Using ingredients in stock and telling the world

We want other parts of our system to be able to use the ingredients we have in stock. They would be requesting ingredients in transactions that should only succeed if all the ingredients in the transaction are available in sufficient quantities.

We can expose an HTTP API that calls a Lambda function using AWS API Gateway. API Gateway has many features to help publish, manage, monitor and secure APIs for services running in AWS.

We’ll expose an HTTP POST API that takes JSON requests like this:

{
  "transactionId": "abc123",
  "items": [
    { "typeId": "ham", "quantity": 10 },
    { "typeId": "mushroom", "quantity": 10 } 
  ]
}

Such a transaction would require multiple, separate database operations. Doing these operations on our aggregate rows lets us achieve atomicity per ingredient and simplifies implementation of rollback in the case of any one of the operations failing, such as when there aren’t any more of a particular ingredient.

We must reflect the actual remaining ingredient quantities on batch rows so that those would remove only the remaining stock upon expiry.
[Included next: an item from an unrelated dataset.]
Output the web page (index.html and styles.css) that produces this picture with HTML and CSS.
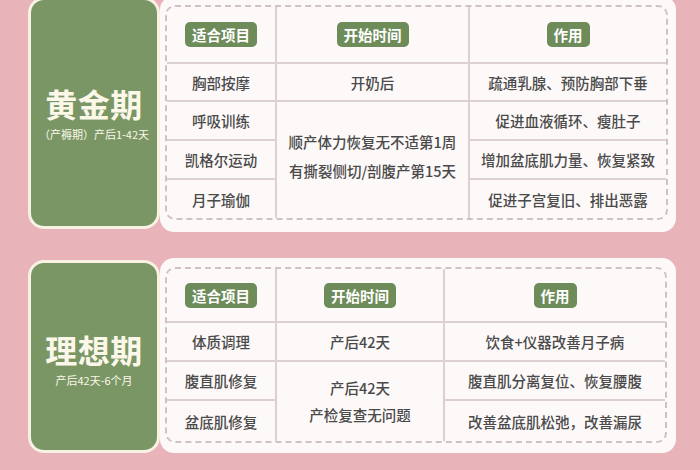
FILE: index.html
```html
<!DOCTYPE html>
<html lang="zh">
<head>
<meta charset="utf-8">
<link rel="stylesheet" href="styles.css">
</head>
<body>
<div class="page">
  <section class="period period-gold">
    <div class="badge">
      <div class="badge-title">黄金期</div>
      <div class="badge-sub">（产褥期）产后1-42天</div>
    </div>
    <div class="card">
      <div class="table table-gold">
        <div class="cell head"><span class="pill">适合项目</span></div>
        <div class="cell head"><span class="pill">开始时间</span></div>
        <div class="cell head last"><span class="pill">作用</span></div>

        <div class="cell">胸部按摩</div>
        <div class="cell">开奶后</div>
        <div class="cell last">疏通乳腺、预防胸部下垂</div>

        <div class="cell">呼吸训练</div>
        <div class="cell merged merged-gold"><div class="lines"><div>顺产体力恢复无不适第1周</div><div>有撕裂侧切/剖腹产第15天</div></div></div>
        <div class="cell last">促进血液循环、瘦肚子</div>

        <div class="cell">凯格尔运动</div>
        <div class="cell last">增加盆底肌力量、恢复紧致</div>

        <div class="cell">月子瑜伽</div>
        <div class="cell last">促进子宫复旧、排出恶露</div>
      </div>
    </div>
  </section>

  <section class="period period-ideal">
    <div class="badge">
      <div class="badge-title">理想期</div>
      <div class="badge-sub">产后42天-6个月</div>
    </div>
    <div class="card">
      <div class="table table-ideal">
        <div class="cell head"><span class="pill">适合项目</span></div>
        <div class="cell head"><span class="pill">开始时间</span></div>
        <div class="cell head last"><span class="pill">作用</span></div>

        <div class="cell">体质调理</div>
        <div class="cell">产后42天</div>
        <div class="cell last">饮食+仪器改善月子病</div>

        <div class="cell">腹直肌修复</div>
        <div class="cell merged merged-ideal"><div class="lines"><div>产后42天</div><div>产检复查无问题</div></div></div>
        <div class="cell last">腹直肌分离复位、恢复腰腹</div>

        <div class="cell">盆底肌修复</div>
        <div class="cell last">改善盆底肌松弛，改善漏尿</div>
      </div>
    </div>
  </section>
</div>
</body>
</html>
```

FILE: styles.css
```css
* { box-sizing: border-box; }

html, body {
  margin: 0;
  padding: 0;
}

body {
  background: #e9b4b9;
  font-family: "Noto Sans CJK SC", "Noto Sans", sans-serif;
  color: #4a4a4a;
  width: 700px;
  height: 470px;
  overflow: hidden;
}

.page {
  display: flex;
  flex-direction: column;
  gap: 26px;
  padding-left: 28px;
  margin-top: -4px;
}

.period {
  display: flex;
  align-items: flex-start;
}

.badge {
  width: 132px;
  flex: none;
  background: #7a9665;
  border: 3px solid #f7f2e3;
  border-radius: 16px;
  display: flex;
  flex-direction: column;
  align-items: center;
  justify-content: center;
  color: #fbf8ea;
  position: relative;
  z-index: 1;
}

.period-gold .badge { height: 232px; margin-top: 1px; }
.period-ideal .badge { height: 193px; margin-top: 2px; }

.badge-title {
  font-size: 32px;
  font-weight: 700;
  line-height: 36px;
  letter-spacing: 0.5px;
}

.badge-sub {
  font-size: 11px;
  line-height: 14px;
  margin-top: 6px;
  white-space: nowrap;
}

.period-ideal .badge-title { margin-top: 4px; }

.card {
  width: 516px;
  background: #fdf9f9;
  border-radius: 14px;
  padding: 9px 8px 12px 5px;
}

.period-ideal .card { padding: 9px 9px 10px 5px; }

.table {
  display: grid;
  border: 2px dashed #cfc2c5;
  border-radius: 10px;
}

.table-gold {
  grid-template-columns: 110px 193px 1fr;
  grid-template-rows: 55px 38px 39px 39px 40px;
}

.table-ideal {
  grid-template-columns: 110px 168px 1fr;
  grid-template-rows: 52px 39px 39px 42px;
}

.cell {
  display: flex;
  align-items: center;
  justify-content: center;
  font-size: 14.5px;
  font-weight: 500;
  white-space: nowrap;
  border-top: 2px solid #ddd0d3;
  border-right: 2px solid #ddd0d3;
}

.cell.head { border-top: none; }
.cell.last { border-right: none; }

.merged-gold { grid-column: 2; grid-row: 3 / span 3; }
.merged-ideal { grid-column: 2; grid-row: 3 / span 2; }

.lines {
  display: flex;
  flex-direction: column;
  align-items: center;
  line-height: 29px;
  padding-bottom: 8px;
}

.merged-ideal .lines { line-height: 27px; padding-bottom: 2px; }

.pill {
  display: inline-block;
  background: #6e8b5a;
  color: #ffffff;
  font-weight: 700;
  font-size: 14.5px;
  line-height: 25px;
  height: 25px;
  padding: 0 7px;
  border-radius: 5px;
}
```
This reconcilliation process would involve an algorithm that would remove stock from oldest batches first. We can implement this within a Lamdbda function attached to a stream of table activity as before.
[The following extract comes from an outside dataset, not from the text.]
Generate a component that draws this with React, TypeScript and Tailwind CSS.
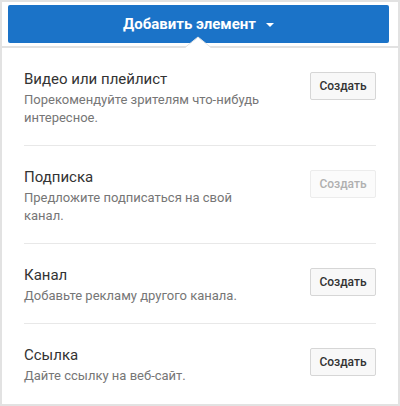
const items = [
  { title: "Видео или плейлист", desc: "Порекомендуйте зрителям что-нибудь интересное.", disabled: false },
  { title: "Подписка", desc: "Предложите подписаться на свой канал.", disabled: true },
  { title: "Канал", desc: "Добавьте рекламу другого канала.", disabled: false },
  { title: "Ссылка", desc: "Дайте ссылку на веб-сайт.", disabled: false },
];

export default function App() {
  return (
    <div
      className="relative w-[400px] h-[406px] overflow-hidden border-2 border-[#e2e2e2] bg-white"
      style={{ fontFamily: "Roboto, 'Liberation Sans', sans-serif" }}
    >
      {/* header */}
      <div className="h-[44px] pl-[6px] pr-[9px] pt-[3px]">
        <button
          type="button"
          className="flex h-[38px] w-full items-center justify-center rounded-[2px] bg-[#1b73c8] text-[15px] font-bold text-white"
        >
          Добавить элемент
          <span className="ml-[10px] mt-[1px] h-0 w-0 border-x-[4.5px] border-t-[4.5px] border-x-transparent border-t-white" />
        </button>
      </div>

      {/* notch */}
      <svg className="absolute left-[183px] top-[34px]" width="26" height="12" viewBox="0 0 26 12">
        <polygon points="0,12 13,1 26,12" fill="#fff" />
        <polyline points="0,11.5 13,1 26,11.5" fill="none" stroke="#e4e4e4" strokeWidth="1" />
      </svg>

      {/* panel */}
      <div className="border-t-2 border-[#e2e2e2]">
        <ul className="mx-[22px]">
          {items.map((it, i) => (
            <li
              key={it.title}
              className={`flex items-start justify-between pt-[19px] pb-[18px] ${i < items.length - 1 ? "border-b border-[#e8e8e8]" : ""}`}
            >
              <div className="w-[250px]">
                <p className="text-[15px] leading-[24px] text-[#333]">{it.title}</p>
                <p className="text-[13px] leading-[18px] text-[#767676]">{it.desc}</p>
              </div>
              <button
                type="button"
                disabled={it.disabled}
                className={`mt-[5px] h-[28px] w-[66px] rounded-[2px] border text-[12px] font-medium ${
                  it.disabled
                    ? "border-[#ececec] bg-[#fbfbfb] text-[#b0b0b0]"
                    : "border-[#d6d6d6] bg-[#f8f8f8] text-[#333]"
                }`}
              >
                Создать
              </button>
            </li>
          ))}
        </ul>
      </div>
    </div>
  );
}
To broadcast updated stock counts, we can set up this same function to publish updates to an AWS Kinesis Data Stream. Other services would later be able to get records from this stream to analyse or reflect wherever they need to.

All together now

We can create a script to simulate it all working together. The script would listen to our Kinesis stream to plot an ingredient’s stock level in the terminal. We’ll let it use a limited, randomised, amount of stock every few seconds and we’ll drop some new stock into S3 every minute.